Every August the earth passes through the debris trail of the comet Swift-Tuttle, which causes the Northern Hemisphere's night sky to be full of shooting stars (actually, meteoric debris burning up in earth's atmosphere). In 1996, according to CBC Winnipeg, the Perseid Meteor Shower promised to be especially spectacular. The CBC advised people to view the event out in the country though, in order to avoid the obscuring effect of urban light contamination. So one night when no cloud cover was forecast, I set my alarm for 2:00 a.m., hauled myself out of bed in the middle of the night and drove about 20 miles north of Winnipeg (to River Road near Captain Kennedy Tea House) to stand under the stars and view the promised spectacle.
There was only one small thing that I failed to take into consideration. Every year, the City of Winnipeg fogs for mosquitoes in urban areas to keep the population down to tolerable limits. Of course, there is no mosquito control measures in rural areas. Complacent in my urban lifestyle, I didn't think to wear any mosquito repellent.
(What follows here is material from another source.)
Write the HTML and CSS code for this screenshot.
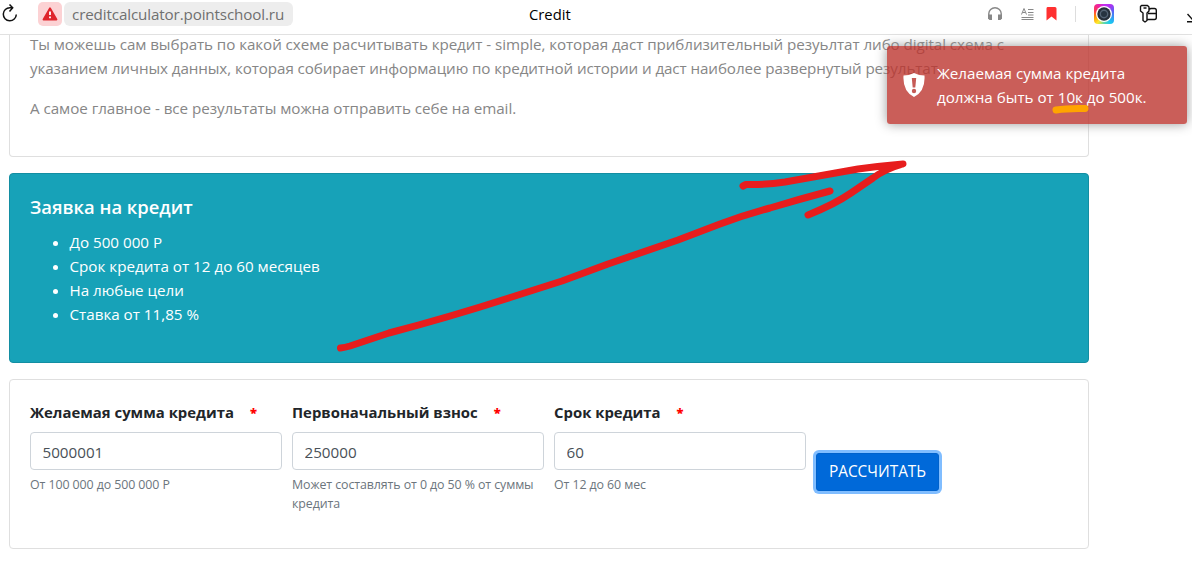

The first mosquitoes who discovered me immediately used their cellphones to call a few hundred of their closest friends and relatives to the feast. Those friggin' mosquitoes nearly ate me alive! And they were big, hungry bastards too. I lasted maybe 10 minutes before being forced to run back to the safety of my car. I drove home absolutely covered in bites. Itchy, itchy bites.
Believe me, the two or three shooting stars that I saw in those 10 minutes were NOT worth it. So don't talk to me about the wonders of the Perseid Meteor Shower. I don't want to hear it.